[Records contained in a dataset]
# # # #

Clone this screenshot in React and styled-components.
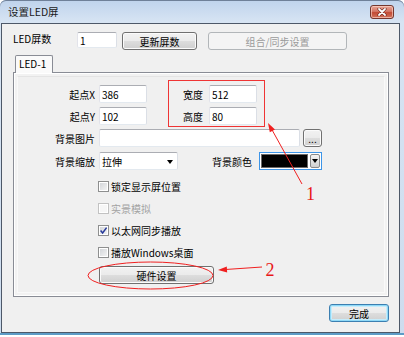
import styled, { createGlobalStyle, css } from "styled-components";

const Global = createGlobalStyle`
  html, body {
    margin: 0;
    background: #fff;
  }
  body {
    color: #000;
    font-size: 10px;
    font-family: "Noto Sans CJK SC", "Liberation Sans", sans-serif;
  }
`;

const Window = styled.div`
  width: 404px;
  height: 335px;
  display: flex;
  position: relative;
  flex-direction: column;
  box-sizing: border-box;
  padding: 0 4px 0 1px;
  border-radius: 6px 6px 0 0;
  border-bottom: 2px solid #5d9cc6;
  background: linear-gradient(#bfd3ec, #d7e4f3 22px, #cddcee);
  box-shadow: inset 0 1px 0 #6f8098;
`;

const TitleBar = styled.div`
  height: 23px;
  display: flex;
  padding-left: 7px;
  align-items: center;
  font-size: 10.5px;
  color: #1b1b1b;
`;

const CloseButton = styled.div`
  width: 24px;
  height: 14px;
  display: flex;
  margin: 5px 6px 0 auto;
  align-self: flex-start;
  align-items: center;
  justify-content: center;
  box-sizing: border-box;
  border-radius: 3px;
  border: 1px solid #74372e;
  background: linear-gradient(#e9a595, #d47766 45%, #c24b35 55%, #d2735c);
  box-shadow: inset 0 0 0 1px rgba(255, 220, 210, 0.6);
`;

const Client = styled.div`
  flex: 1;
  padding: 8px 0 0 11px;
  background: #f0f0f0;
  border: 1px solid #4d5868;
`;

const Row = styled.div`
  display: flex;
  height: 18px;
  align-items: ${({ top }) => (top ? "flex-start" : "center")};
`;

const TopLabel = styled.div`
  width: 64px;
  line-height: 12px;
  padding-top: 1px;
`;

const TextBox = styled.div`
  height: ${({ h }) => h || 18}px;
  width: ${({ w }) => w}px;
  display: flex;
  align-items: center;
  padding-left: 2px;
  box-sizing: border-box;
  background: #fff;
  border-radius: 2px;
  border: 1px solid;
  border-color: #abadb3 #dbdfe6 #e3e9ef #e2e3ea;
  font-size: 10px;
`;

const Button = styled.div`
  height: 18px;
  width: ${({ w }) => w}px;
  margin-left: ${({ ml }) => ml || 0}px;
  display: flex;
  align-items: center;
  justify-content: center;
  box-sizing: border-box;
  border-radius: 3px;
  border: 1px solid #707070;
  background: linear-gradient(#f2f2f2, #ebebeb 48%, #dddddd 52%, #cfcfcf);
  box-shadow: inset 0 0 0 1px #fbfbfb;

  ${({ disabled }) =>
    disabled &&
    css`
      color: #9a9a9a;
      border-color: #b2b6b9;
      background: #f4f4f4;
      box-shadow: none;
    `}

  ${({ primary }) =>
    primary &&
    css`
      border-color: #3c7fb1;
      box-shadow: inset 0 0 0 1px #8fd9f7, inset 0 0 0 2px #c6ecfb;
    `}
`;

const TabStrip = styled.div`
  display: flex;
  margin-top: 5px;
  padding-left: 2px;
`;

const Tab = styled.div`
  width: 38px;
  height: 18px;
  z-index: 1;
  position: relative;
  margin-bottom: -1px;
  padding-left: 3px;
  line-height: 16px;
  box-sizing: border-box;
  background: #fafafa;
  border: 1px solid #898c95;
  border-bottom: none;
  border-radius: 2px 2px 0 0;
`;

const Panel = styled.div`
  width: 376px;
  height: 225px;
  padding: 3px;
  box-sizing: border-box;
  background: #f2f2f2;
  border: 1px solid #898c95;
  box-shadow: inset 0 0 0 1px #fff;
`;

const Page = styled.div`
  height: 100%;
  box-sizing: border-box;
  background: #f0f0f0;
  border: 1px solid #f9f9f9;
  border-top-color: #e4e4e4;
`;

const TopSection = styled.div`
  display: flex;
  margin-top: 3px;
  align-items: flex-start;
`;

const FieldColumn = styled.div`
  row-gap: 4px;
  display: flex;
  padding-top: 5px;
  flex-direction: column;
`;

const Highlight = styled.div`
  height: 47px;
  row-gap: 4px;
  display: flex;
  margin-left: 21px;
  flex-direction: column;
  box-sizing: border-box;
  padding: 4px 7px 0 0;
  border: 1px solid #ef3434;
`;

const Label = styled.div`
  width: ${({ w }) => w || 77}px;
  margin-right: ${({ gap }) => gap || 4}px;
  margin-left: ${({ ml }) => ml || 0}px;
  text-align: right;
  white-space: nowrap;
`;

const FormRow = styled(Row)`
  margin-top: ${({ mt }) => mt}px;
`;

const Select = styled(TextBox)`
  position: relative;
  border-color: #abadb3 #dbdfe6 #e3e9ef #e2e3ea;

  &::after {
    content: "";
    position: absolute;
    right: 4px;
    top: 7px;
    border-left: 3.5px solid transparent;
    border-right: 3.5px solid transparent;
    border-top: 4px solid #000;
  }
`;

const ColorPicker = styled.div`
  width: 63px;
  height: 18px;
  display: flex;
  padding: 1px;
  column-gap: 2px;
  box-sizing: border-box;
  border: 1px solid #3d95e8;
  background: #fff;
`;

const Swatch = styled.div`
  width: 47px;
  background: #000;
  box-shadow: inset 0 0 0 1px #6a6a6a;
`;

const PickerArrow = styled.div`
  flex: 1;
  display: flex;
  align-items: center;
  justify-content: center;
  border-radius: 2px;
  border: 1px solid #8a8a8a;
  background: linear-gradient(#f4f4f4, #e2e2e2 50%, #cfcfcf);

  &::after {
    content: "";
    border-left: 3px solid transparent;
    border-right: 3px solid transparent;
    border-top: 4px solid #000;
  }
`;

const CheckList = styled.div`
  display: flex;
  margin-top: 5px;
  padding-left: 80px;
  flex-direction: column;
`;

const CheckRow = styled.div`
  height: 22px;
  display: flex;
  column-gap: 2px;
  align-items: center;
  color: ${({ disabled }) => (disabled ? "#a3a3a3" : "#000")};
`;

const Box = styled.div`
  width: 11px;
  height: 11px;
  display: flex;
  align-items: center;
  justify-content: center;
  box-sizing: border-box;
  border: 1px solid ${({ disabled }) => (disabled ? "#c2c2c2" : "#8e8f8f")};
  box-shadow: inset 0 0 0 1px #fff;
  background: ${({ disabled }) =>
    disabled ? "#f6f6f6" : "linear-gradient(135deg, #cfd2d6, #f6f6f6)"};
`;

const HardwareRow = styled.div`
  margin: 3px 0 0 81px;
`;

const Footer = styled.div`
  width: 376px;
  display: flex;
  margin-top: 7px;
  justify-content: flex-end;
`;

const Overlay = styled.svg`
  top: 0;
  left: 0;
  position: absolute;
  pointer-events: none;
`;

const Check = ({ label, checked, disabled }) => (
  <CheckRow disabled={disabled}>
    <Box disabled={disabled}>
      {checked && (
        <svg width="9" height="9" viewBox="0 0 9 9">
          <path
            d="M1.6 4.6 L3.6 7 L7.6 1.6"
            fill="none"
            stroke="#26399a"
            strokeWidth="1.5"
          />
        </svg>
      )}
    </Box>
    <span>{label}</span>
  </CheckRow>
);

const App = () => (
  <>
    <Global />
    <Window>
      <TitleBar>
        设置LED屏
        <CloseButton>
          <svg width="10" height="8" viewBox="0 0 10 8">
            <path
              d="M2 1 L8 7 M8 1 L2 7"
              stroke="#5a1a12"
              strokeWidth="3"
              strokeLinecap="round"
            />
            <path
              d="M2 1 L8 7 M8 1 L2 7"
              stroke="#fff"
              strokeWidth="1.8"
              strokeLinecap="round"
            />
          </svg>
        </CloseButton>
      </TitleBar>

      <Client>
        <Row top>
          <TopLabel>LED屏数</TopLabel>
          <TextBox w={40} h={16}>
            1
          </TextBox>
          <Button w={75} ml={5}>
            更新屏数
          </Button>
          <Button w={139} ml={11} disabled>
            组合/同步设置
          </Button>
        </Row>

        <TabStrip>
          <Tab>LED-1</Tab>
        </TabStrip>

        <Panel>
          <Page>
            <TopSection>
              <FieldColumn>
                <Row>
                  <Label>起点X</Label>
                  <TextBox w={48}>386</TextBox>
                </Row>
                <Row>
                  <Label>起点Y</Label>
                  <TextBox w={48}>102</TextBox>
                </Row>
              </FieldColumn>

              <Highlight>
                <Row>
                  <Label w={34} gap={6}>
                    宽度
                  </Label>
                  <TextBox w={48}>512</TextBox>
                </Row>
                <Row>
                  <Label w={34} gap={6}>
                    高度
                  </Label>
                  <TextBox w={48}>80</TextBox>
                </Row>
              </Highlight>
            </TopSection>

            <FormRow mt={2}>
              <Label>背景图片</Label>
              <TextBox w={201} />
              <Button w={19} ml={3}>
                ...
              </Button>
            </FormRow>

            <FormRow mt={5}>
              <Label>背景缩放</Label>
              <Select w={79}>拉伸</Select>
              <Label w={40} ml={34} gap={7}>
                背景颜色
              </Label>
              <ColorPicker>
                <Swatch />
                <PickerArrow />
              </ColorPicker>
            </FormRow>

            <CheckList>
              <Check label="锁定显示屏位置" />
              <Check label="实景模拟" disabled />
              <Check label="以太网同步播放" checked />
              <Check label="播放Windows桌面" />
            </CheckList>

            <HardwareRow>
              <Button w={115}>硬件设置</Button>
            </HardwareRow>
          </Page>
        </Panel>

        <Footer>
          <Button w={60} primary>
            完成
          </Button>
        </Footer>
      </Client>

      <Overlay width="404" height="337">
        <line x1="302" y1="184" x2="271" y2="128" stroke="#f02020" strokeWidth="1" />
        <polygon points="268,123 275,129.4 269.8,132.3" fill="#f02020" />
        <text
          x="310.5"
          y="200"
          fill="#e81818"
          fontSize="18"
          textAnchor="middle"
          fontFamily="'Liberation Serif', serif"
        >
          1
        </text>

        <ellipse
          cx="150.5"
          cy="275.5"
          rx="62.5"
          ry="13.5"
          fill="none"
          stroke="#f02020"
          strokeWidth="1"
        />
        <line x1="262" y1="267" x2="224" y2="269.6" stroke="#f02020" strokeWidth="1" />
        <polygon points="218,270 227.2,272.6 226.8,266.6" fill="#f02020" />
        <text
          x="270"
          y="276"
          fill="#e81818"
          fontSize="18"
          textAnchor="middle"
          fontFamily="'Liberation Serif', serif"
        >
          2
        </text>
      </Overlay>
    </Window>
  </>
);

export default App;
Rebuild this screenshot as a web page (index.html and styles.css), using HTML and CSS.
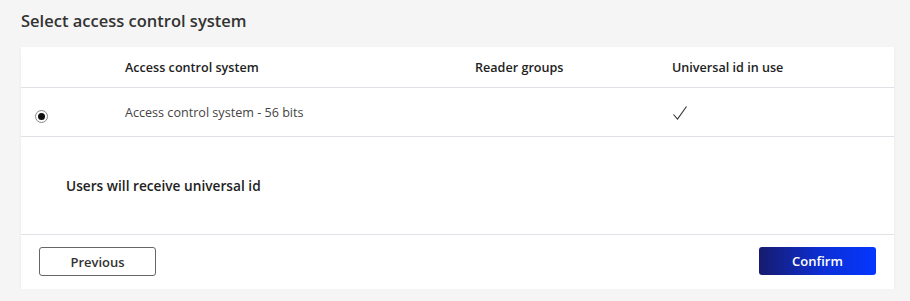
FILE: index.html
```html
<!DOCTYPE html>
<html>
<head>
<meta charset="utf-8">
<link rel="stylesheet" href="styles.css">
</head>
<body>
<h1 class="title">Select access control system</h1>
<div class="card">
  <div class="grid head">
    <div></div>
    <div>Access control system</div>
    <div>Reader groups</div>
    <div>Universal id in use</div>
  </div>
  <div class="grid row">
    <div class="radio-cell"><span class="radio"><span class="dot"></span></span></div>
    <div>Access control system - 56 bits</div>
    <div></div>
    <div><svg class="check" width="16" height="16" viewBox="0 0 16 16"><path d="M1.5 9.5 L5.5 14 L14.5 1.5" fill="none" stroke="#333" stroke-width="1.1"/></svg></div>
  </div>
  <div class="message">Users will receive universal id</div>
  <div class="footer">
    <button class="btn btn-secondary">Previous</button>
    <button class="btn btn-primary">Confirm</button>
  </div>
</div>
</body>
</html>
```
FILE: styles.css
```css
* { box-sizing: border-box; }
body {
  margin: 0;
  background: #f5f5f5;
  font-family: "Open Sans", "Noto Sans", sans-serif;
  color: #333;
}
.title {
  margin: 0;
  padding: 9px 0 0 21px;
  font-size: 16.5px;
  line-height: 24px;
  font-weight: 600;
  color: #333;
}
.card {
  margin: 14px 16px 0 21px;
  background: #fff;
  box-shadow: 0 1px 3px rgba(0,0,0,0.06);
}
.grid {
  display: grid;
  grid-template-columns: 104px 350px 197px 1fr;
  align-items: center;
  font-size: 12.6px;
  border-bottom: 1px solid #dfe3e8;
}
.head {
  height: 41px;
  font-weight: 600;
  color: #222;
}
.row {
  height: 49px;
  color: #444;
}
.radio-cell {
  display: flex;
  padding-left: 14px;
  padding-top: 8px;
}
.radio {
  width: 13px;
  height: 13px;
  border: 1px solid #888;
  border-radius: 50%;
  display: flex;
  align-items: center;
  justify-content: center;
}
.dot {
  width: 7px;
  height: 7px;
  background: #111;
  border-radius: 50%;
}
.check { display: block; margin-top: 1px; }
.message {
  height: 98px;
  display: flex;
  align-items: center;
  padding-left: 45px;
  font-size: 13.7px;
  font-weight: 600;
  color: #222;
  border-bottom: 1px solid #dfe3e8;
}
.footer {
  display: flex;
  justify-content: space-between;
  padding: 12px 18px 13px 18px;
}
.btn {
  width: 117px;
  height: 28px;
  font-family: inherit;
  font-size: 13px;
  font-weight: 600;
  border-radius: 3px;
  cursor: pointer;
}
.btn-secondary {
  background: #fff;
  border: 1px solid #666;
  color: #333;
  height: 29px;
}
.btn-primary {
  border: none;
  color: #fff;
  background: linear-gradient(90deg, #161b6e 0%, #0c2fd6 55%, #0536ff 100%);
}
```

# # # #

__DIRECTIVE__. Above are the records. Identify each line that contains the word "screenshot".

__THE REPLY__.
Clone this screenshot in React and styled-components.
Rebuild this screenshot as a web page (index.html and styles.css), using HTML and CSS.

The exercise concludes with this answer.